- _GIVEN EXERCISE_
Leave out the pictures and repeat the data exactly.

- _SUPPLIED DATA_

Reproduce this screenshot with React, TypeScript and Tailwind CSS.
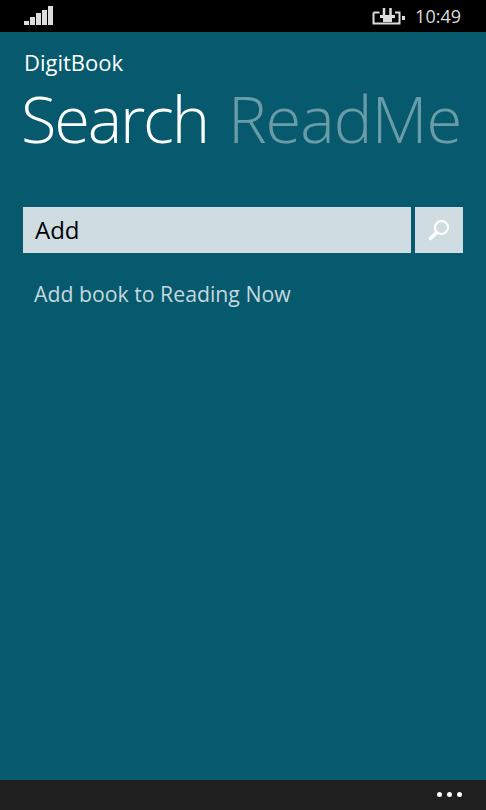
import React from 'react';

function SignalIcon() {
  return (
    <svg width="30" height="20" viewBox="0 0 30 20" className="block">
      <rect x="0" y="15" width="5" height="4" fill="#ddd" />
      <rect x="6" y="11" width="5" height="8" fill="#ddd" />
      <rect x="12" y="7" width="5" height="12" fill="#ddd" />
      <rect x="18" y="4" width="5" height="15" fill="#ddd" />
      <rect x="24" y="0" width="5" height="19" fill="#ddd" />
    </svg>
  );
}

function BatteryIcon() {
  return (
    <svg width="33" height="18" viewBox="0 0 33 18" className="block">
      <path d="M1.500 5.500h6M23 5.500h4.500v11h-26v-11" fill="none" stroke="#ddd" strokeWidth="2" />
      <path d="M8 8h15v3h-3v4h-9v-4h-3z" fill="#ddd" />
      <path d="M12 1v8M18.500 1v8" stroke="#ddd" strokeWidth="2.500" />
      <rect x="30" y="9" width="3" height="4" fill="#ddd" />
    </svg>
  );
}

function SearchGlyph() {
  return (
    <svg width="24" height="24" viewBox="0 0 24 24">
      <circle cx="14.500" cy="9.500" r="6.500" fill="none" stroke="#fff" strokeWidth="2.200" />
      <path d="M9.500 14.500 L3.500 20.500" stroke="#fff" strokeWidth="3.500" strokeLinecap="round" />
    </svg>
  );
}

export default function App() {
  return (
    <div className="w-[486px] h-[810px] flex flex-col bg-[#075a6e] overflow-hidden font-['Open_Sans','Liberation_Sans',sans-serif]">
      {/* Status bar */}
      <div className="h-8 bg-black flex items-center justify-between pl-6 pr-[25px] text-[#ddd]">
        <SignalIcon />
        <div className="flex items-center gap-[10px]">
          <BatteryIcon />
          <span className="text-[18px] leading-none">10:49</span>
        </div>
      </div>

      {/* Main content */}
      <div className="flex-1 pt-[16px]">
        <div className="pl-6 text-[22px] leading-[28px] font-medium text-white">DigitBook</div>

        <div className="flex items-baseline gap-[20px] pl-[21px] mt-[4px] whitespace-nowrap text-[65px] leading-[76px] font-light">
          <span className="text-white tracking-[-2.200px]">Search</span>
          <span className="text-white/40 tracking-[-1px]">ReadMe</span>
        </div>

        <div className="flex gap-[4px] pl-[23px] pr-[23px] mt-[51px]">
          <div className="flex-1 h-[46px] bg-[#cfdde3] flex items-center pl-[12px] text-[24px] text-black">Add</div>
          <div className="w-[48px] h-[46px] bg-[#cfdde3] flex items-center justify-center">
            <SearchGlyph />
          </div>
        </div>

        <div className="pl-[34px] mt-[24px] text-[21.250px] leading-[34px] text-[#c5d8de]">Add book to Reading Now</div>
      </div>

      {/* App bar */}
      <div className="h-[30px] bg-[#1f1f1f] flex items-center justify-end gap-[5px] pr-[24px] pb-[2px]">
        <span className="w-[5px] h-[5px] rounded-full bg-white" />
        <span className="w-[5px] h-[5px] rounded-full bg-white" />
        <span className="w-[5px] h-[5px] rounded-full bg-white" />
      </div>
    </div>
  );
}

- _WRITTEN RESPONSE_
Reproduce this screenshot with React, TypeScript and Tailwind CSS.
import React from 'react';

function SignalIcon() {
  return (
    <svg width="30" height="20" viewBox="0 0 30 20" className="block">
      <rect x="0" y="15" width="5" height="4" fill="#ddd" />
      <rect x="6" y="11" width="5" height="8" fill="#ddd" />
      <rect x="12" y="7" width="5" height="12" fill="#ddd" />
      <rect x="18" y="4" width="5" height="15" fill="#ddd" />
      <rect x="24" y="0" width="5" height="19" fill="#ddd" />
    </svg>
  );
}

function BatteryIcon() {
  return (
    <svg width="33" height="18" viewBox="0 0 33 18" className="block">
      <path d="M1.500 5.500h6M23 5.500h4.500v11h-26v-11" fill="none" stroke="#ddd" strokeWidth="2" />
      <path d="M8 8h15v3h-3v4h-9v-4h-3z" fill="#ddd" />
      <path d="M12 1v8M18.500 1v8" stroke="#ddd" strokeWidth="2.500" />
      <rect x="30" y="9" width="3" height="4" fill="#ddd" />
    </svg>
  );
}

function SearchGlyph() {
  return (
    <svg width="24" height="24" viewBox="0 0 24 24">
      <circle cx="14.500" cy="9.500" r="6.500" fill="none" stroke="#fff" strokeWidth="2.200" />
      <path d="M9.500 14.500 L3.500 20.500" stroke="#fff" strokeWidth="3.500" strokeLinecap="round" />
    </svg>
  );
}

export default function App() {
  return (
    <div className="w-[486px] h-[810px] flex flex-col bg-[#075a6e] overflow-hidden font-['Open_Sans','Liberation_Sans',sans-serif]">
      {/* Status bar */}
      <div className="h-8 bg-black flex items-center justify-between pl-6 pr-[25px] text-[#ddd]">
        <SignalIcon />
        <div className="flex items-center gap-[10px]">
          <BatteryIcon />
          <span className="text-[18px] leading-none">10:49</span>
        </div>
      </div>

      {/* Main content */}
      <div className="flex-1 pt-[16px]">
        <div className="pl-6 text-[22px] leading-[28px] font-medium text-white">DigitBook</div>

        <div className="flex items-baseline gap-[20px] pl-[21px] mt-[4px] whitespace-nowrap text-[65px] leading-[76px] font-light">
          <span className="text-white tracking-[-2.200px]">Search</span>
          <span className="text-white/40 tracking-[-1px]">ReadMe</span>
        </div>

        <div className="flex gap-[4px] pl-[23px] pr-[23px] mt-[51px]">
          <div className="flex-1 h-[46px] bg-[#cfdde3] flex items-center pl-[12px] text-[24px] text-black">Add</div>
          <div className="w-[48px] h-[46px] bg-[#cfdde3] flex items-center justify-center">
            <SearchGlyph />
          </div>
        </div>

        <div className="pl-[34px] mt-[24px] text-[21.250px] leading-[34px] text-[#c5d8de]">Add book to Reading Now</div>
      </div>

      {/* App bar */}
      <div className="h-[30px] bg-[#1f1f1f] flex items-center justify-end gap-[5px] pr-[24px] pb-[2px]">
        <span className="w-[5px] h-[5px] rounded-full bg-white" />
        <span className="w-[5px] h-[5px] rounded-full bg-white" />
        <span className="w-[5px] h-[5px] rounded-full bg-white" />
      </div>
    </div>
  );
}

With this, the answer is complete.